When students attempt to hide books - that is, when they deliberately secrete a pile of un-checked-out books in a place that only they know so that they alone can gain repeated use of said books - it is mostly found to be Law or Business students (or Law and Business text books at any rate) that are the perpetrators. What are we to make of this?
The messiest book shelves - that is, kind-hearted students have made something like an attempt to return the item to the shelf, but instead have dumped them near but not near enough to were they actually should be. It's a benign dumping, rather than actively trying to stop people use books they want, they stop everyone, including themselves - are almost always to found wherever there are science and medical students. Mathematics students seem to find the classification system especially impossible to follow, maybe it's just too simple?

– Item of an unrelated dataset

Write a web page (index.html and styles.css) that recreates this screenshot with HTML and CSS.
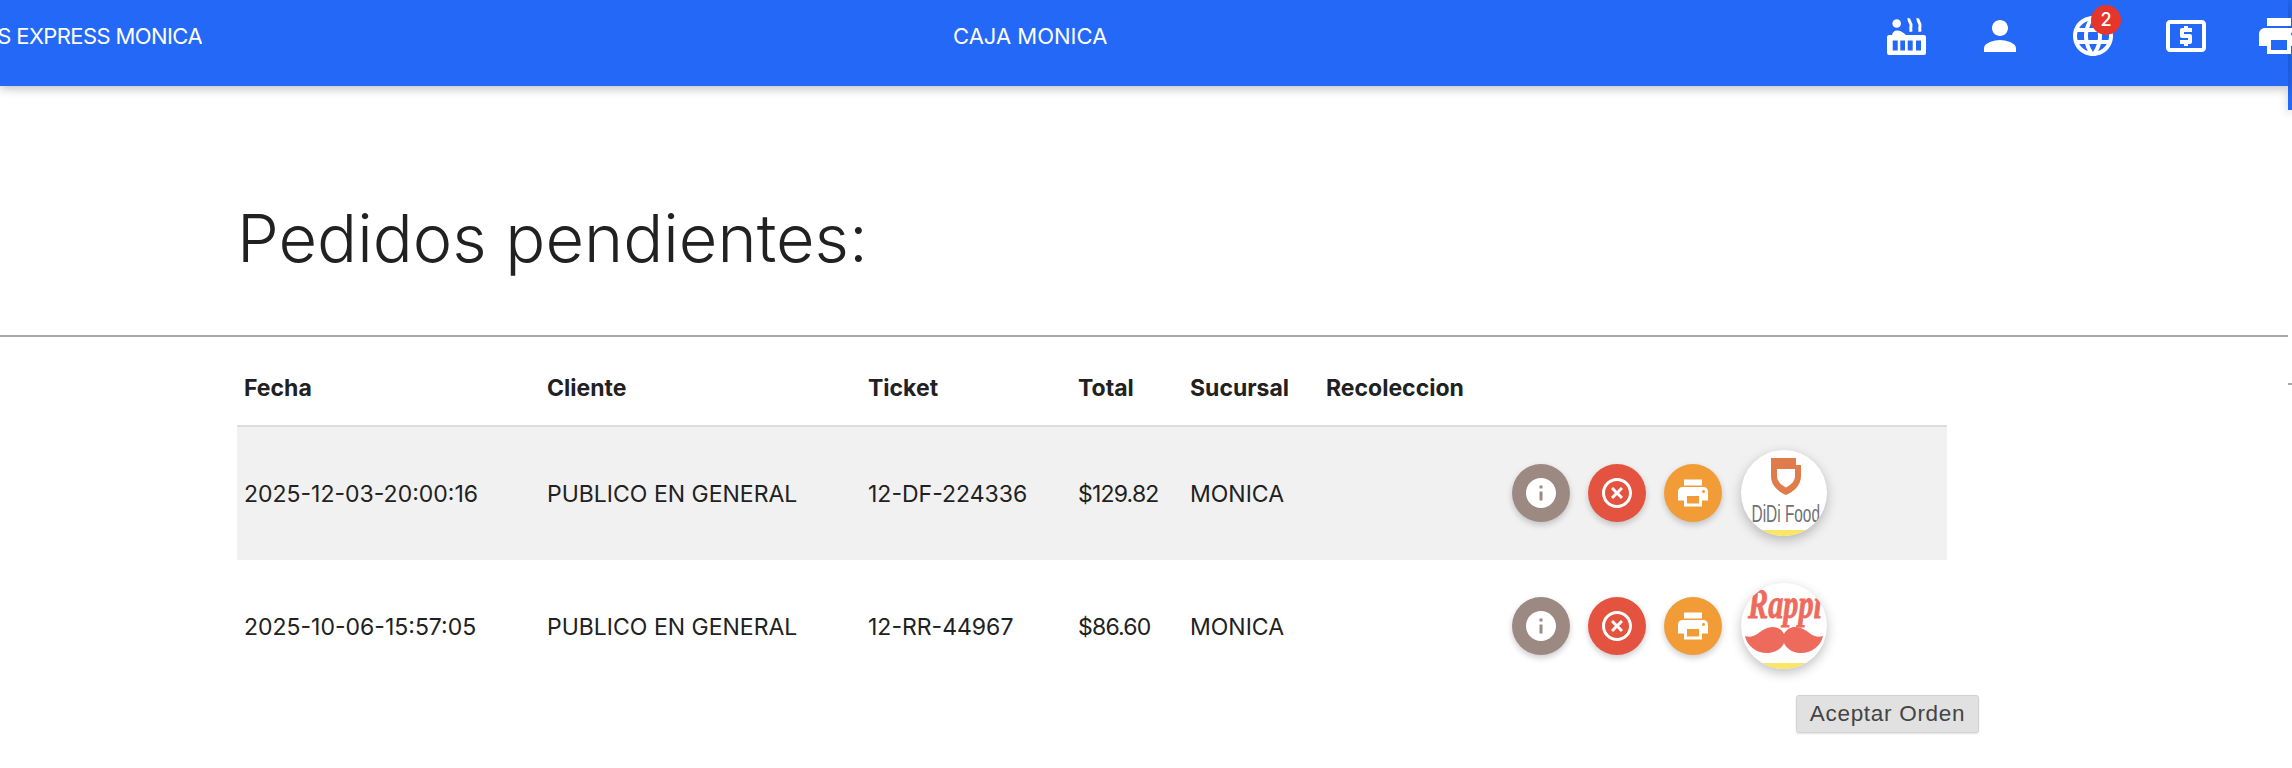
FILE: index.html
```html
<!DOCTYPE html>
<html lang="es">
<head>
<meta charset="utf-8">
<title>Pedidos pendientes</title>
<link rel="stylesheet" href="styles.css">
</head>
<body>
<div class="page">
  <div class="main">
    <header class="topbar">
      <div class="brand"><span class="brand-text">S EXPRESS MONICA</span></div>
      <div class="caja">CAJA MONICA</div>
      <nav class="tools">
        <span class="tool">
          <svg class="ico48" viewBox="0 0 48 48"><circle cx="13.700" cy="11.500" r="4.300" fill="#fff"/><path fill="#fff" fill-rule="evenodd" d="M6 23h3c.5-3 2.500-4.500 5-4.500 3 0 6.500 2 9 4.500h18a2 2 0 0 1 2 2v16a2 2 0 0 1-2 2H6a2 2 0 0 1-2-2V25a2 2 0 0 1 2-2zm3.700 5.500v10h5v-10zm7.600 0v10h4.700v-10zm7.400 0v10h5v-10zm8.300 0v10h5v-10z"/><path fill="none" stroke="#fff" stroke-width="3" d="M26 6.300c-1 3 3 4.700 2 8-.4 1.300-.4 3 0 5.400M35 6.300c-1 3 3 4.700 2 8-.4 1.300-.4 3 0 5.400"/></svg>
        </span>
        <span class="tool">
          <svg class="ico48" viewBox="0 0 24 24"><path d="M12 12c2.210 0 4-1.790 4-4s-1.790-4-4-4-4 1.790-4 4 1.790 4 4 4zm0 2c-2.670 0-8 1.340-8 4v2h16v-2c0-2.660-5.330-4-8-4z"/></svg>
        </span>
        <span class="tool">
          <svg class="ico48" viewBox="0 0 24 24"><path d="M11.990 2C6.470 2 2 6.480 2 12s4.470 10 9.990 10C17.520 22 22 17.520 22 12S17.520 2 11.990 2zm6.930 6h-2.950c-.32-1.250-.78-2.450-1.380-3.560 1.840.63 3.370 1.910 4.330 3.560zM12 4.040c.83 1.200 1.480 2.530 1.910 3.960h-3.820c.43-1.430 1.080-2.760 1.910-3.960zM4.260 14C4.100 13.360 4 12.690 4 12s.1-1.360.26-2h3.380c-.08.66-.14 1.320-.14 2 0 .68.06 1.340.14 2H4.260zm.82 2h2.950c.32 1.250.78 2.450 1.380 3.560-1.840-.63-3.370-1.900-4.330-3.560zm2.950-8H5.080c.96-1.660 2.490-2.930 4.330-3.560C8.810 5.550 8.350 6.750 8.030 8zM12 19.960c-.83-1.200-1.480-2.530-1.910-3.960h3.820c-.43 1.430-1.080 2.760-1.910 3.960zM14.340 14H9.660c-.09-.66-.16-1.320-.16-2 0-.68.07-1.350.16-2h4.680c.09.65.16 1.320.16 2 0 .68-.07 1.340-.16 2zm.25 5.560c.6-1.110 1.060-2.310 1.380-3.560h2.950c-.96 1.650-2.490 2.930-4.330 3.560zM16.360 14c.08-.66.14-1.320.14-2 0-.68-.06-1.340-.14-2h3.380c.16.64.26 1.310.26 2s-.1 1.360-.26 2h-3.380z"/></svg>
          <span class="badge">2</span>
        </span>
        <span class="tool">
          <svg class="ico48" viewBox="0 0 24 24"><path d="M11 17h2v-1h1c.55 0 1-.45 1-1v-3c0-.55-.45-1-1-1h-3v-1h4V8h-2V7h-2v1h-1c-.55 0-1 .45-1 1v3c0 .55.45 1 1 1h3v1H9v2h2v1zm9-13H4c-1.110 0-1.990.89-1.990 2L2 18c0 1.110.89 2 2 2h16c1.110 0 2-.89 2-2V6c0-1.110-.89-2-2-2zm0 14H4V6h16v12z"/></svg>
        </span>
        <span class="tool">
          <svg class="ico48" viewBox="0 0 24 24"><path d="M19 8H5c-1.660 0-3 1.340-3 3v6h4v4h12v-4h4v-6c0-1.660-1.340-3-3-3zm-3 11H8v-5h8v5zm3-7c-.55 0-1-.45-1-1s.45-1 1-1 1 .45 1 1-.45 1-1 1zm-1-9H6v4h12V3z"/></svg>
        </span>
      </nav>
    </header>

    <h1 class="title">Pedidos pendientes:</h1>
    <hr class="rule">

    <div class="wrap">
      <table class="orders">
        <colgroup>
          <col class="c-fecha"><col class="c-cliente"><col class="c-ticket"><col class="c-total"><col class="c-suc"><col class="c-rec"><col class="c-act">
        </colgroup>
        <thead>
          <tr><th>Fecha</th><th>Cliente</th><th>Ticket</th><th>Total</th><th>Sucursal</th><th>Recoleccion</th><th></th></tr>
        </thead>
        <tbody>
          <tr class="shaded">
            <td>2025-12-03-20:00:16</td><td>PUBLICO EN GENERAL</td><td>12-DF-224336</td><td class="money">$129.82</td><td>MONICA</td><td></td>
            <td>
              <div class="actions">
                <span class="btn info"><svg class="ico36" viewBox="0 0 24 24"><path d="M12 2C6.480 2 2 6.480 2 12s4.480 10 10 10 10-4.480 10-10S17.520 2 12 2zm1 15h-2v-6h2v6zm0-8h-2V7h2v2z"/></svg></span>
                <span class="btn cancel"><svg class="ico36" viewBox="0 0 24 24"><path d="M14.590 8L12 10.590 9.410 8 8 9.410 10.590 12 8 14.590 9.410 16 12 13.410 14.590 16 16 14.590 13.410 12 16 9.410 14.590 8zM12 2C6.470 2 2 6.470 2 12s4.470 10 10 10 10-4.470 10-10S17.530 2 12 2zm0 18c-4.410 0-8-3.590-8-8s3.590-8 8-8 8 3.590 8 8-3.590 8-8 8z"/></svg></span>
                <span class="btn printer"><svg class="ico36" viewBox="0 0 24 24"><path d="M19 8H5c-1.660 0-3 1.340-3 3v6h4v4h12v-4h4v-6c0-1.660-1.340-3-3-3zm-3 11H8v-5h8v5zm3-7c-.55 0-1-.45-1-1s.45-1 1-1 1 .45 1 1-.45 1-1 1zm-1-9H6v4h12V3z"/></svg></span>
                <span class="logo">
                  <svg class="logo-svg" viewBox="0 0 86 86">
                    <rect x="0" y="80" width="86" height="6" fill="#fbe566"/>
                    <path fill="#e07c4c" fill-rule="evenodd" d="M30 8h25v7h5v11c0 10-8 16-15 19-7-3-15-9-15-19zm6 11v7c0 5 4 9 9 11.500 5-2.500 9-6.500 9-11.500v-7z"/>
                    <text x="10.500" y="72" class="didi" textLength="68.500" lengthAdjust="spacingAndGlyphs">DiDi Food</text>
                  </svg>
                </span>
              </div>
            </td>
          </tr>
          <tr>
            <td>2025-10-06-15:57:05</td><td>PUBLICO EN GENERAL</td><td>12-RR-44967</td><td class="money">$86.60</td><td>MONICA</td><td></td>
            <td>
              <div class="actions">
                <span class="btn info"><svg class="ico36" viewBox="0 0 24 24"><path d="M12 2C6.480 2 2 6.480 2 12s4.480 10 10 10 10-4.480 10-10S17.520 2 12 2zm1 15h-2v-6h2v6zm0-8h-2V7h2v2z"/></svg></span>
                <span class="btn cancel"><svg class="ico36" viewBox="0 0 24 24"><path d="M14.590 8L12 10.590 9.410 8 8 9.410 10.590 12 8 14.590 9.410 16 12 13.410 14.590 16 16 14.590 13.410 12 16 9.410 14.590 8zM12 2C6.470 2 2 6.470 2 12s4.470 10 10 10 10-4.470 10-10S17.530 2 12 2zm0 18c-4.410 0-8-3.590-8-8s3.590-8 8-8 8 3.590 8 8-3.590 8-8 8z"/></svg></span>
                <span class="btn printer"><svg class="ico36" viewBox="0 0 24 24"><path d="M19 8H5c-1.660 0-3 1.340-3 3v6h4v4h12v-4h4v-6c0-1.660-1.340-3-3-3zm-3 11H8v-5h8v5zm3-7c-.55 0-1-.45-1-1s.45-1 1-1 1 .45 1 1-.45 1-1 1zm-1-9H6v4h12V3z"/></svg></span>
                <span class="logo">
                  <svg class="logo-svg" viewBox="0 0 86 86">
                    <rect x="0" y="80" width="86" height="6" fill="#fbe566"/>
                    <text x="7" y="35" class="rappi" textLength="74" lengthAdjust="spacingAndGlyphs">Rappi</text>
                    <path fill="#ee6a5c" d="M4 53C12 56 17 50 22 47 30 42 39 43 43 51 47 43 56 42 64 47 69 50 74 56 82 53 80 63 70 71 58 70 50 69 45 65 43 60 41 65 36 69 28 70 16 71 6 63 4 53Z"/>
                  </svg>
                </span>
              </div>
            </td>
          </tr>
        </tbody>
      </table>
    </div>
    <div class="tooltip">Aceptar Orden</div>
  </div>
  <aside class="strip">
    <div class="strip-bar"></div>
    <div class="strip-line"></div>
  </aside>
</div>
</body>
</html>
```
FILE: styles.css
```css
* { box-sizing: border-box; }
html, body { margin: 0; padding: 0; background: #fff; }
body { font-family: "Inter", "Liberation Sans", sans-serif; color: #212121; overflow: hidden; }
.page { display: flex; width: 2292px; height: 768px; overflow: hidden; }
.main { position: relative; width: 2288px; flex: none; }

.topbar {
  display: flex; align-items: flex-start; height: 86px; background: #2468f7; color: #fff;
  box-shadow: 0 2px 10px rgba(0,0,0,.28); position: relative;
}
.brand { width: 202px; flex: none; display: flex; justify-content: flex-end; overflow: hidden; white-space: nowrap; font-size: 22px; line-height: 72px; letter-spacing: -.6px; }
.brand-text { flex: none; }
.caja { margin-left: 751px; font-size: 22px; line-height: 72px; white-space: nowrap; }
.tools { display: flex; margin-left: auto; margin-right: -37px; padding-top: 12px; overflow: visible; }
.tool { position: relative; display: flex; justify-content: center; width: 93px; }
.ico48 { width: 48px; height: 48px; fill: #fff; display: block; }
.badge {
  position: absolute; left: 45px; top: -7px; width: 30px; height: 30px; border-radius: 50%;
  background: #e6352b; color: #fff; font-size: 18px; font-weight: 500; line-height: 30px; text-align: center;
}

.title { margin: 0; padding: 112px 0 0 237px; font-size: 66.600px; font-weight: 350; line-height: 80px; color: #212121; }
.rule { margin: 57px 0 0; border: 0; border-top: 2px solid #aaa; }

.wrap { padding: 0 341px 0 237px; }
.orders { width: 100%; table-layout: fixed; border-collapse: collapse; font-size: 23px; }
.c-fecha { width: 303px; } .c-cliente { width: 321px; } .c-ticket { width: 210px; }
.c-total { width: 112px; } .c-suc { width: 136px; } .c-rec { width: 186px; }
.orders th { height: 89px; padding: 14px 7px 0; text-align: left; font-weight: 700; border-bottom: 2px solid #ddd; white-space: nowrap; }
.orders td { height: 134px; padding: 0 7px; white-space: nowrap; font-weight: 400; }
.orders .money { letter-spacing: -.8px; }
.shaded { background: #f1f1f1; }

.actions { display: flex; align-items: center; gap: 18px; padding-bottom: 2px; }
.btn { width: 58px; height: 58px; border-radius: 50%; display: flex; align-items: center; justify-content: center; box-shadow: 0 3px 6px rgba(0,0,0,.2); flex: none; }
.info { background: #9c8a82; }
.cancel { background: #e45240; }
.printer { background: #f29c38; }
.ico36 { width: 36px; height: 36px; fill: #fff; display: block; }
.logo { width: 86px; height: 86px; border-radius: 50%; overflow: hidden; background: #fff; box-shadow: 0 4px 12px rgba(0,0,0,.25); flex: none; margin-left: 1px; }
.logo-svg { display: block; width: 86px; height: 86px; }
.didi { font-family: "Liberation Sans", sans-serif; font-size: 23.500px; fill: #6f6f75; }
.rappi { font-family: "Liberation Serif", serif; font-style: italic; font-weight: 700; font-size: 42px; fill: #ee6a5c; stroke: #ee6a5c; stroke-width: .8px; }

.tooltip {
  position: absolute; left: 1796px; top: 695px; width: 183px; height: 38px;
  background: #e1e1e1; border: 1px solid #d2d2d2; border-radius: 3px; box-shadow: 0 1px 2px rgba(0,0,0,.12);
  font-family: "Liberation Sans", sans-serif; font-size: 22.500px; letter-spacing: .7px; line-height: 36px; text-align: center; color: #444; white-space: nowrap;
}

.strip { width: 4px; flex: none; }
.strip-bar { height: 110px; background: #2468f7; box-shadow: 0 2px 10px rgba(0,0,0,.28); }
.strip-line { margin-top: 273px; height: 2px; background: #aaa; }
```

Some helpful students like to write notes on the frontispiece of books, "this one's good!" or "what a load of rubbish!" or point out good work by the author "good start!" sometimes they like to leave hand-written notes, "Recommended Reading." How sweet.

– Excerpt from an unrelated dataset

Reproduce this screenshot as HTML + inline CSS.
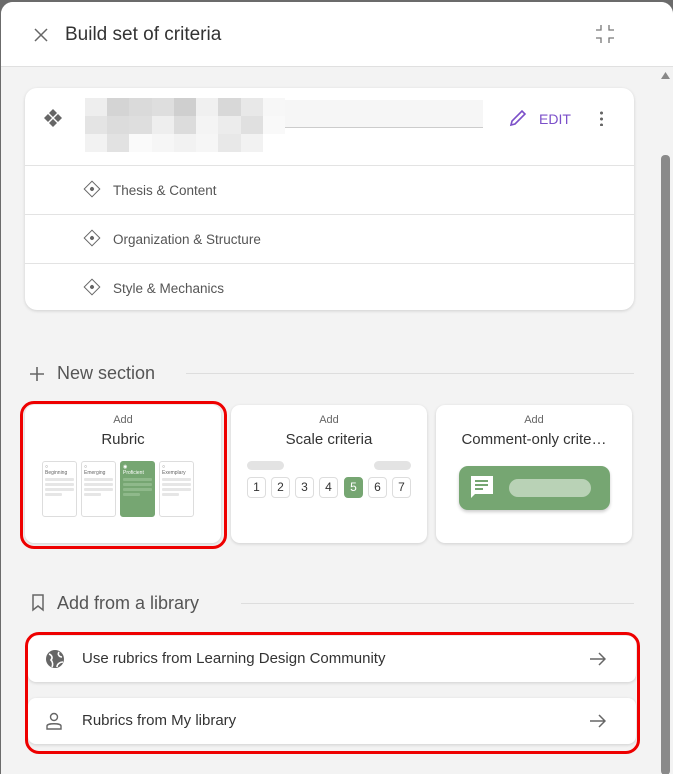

It is a Japanese superstition that when one sneezes it means you are being talked about by someone. Since starting work at the library it seems I've become a regular topic of conversations...
The worst part of the job, taking books off the shelf. Not even to be cleaned or repaired, but simply packed up and sent away. First to an external store and then probable shredding. That I was 'weeding' philosophy books only compounded my ill feeling.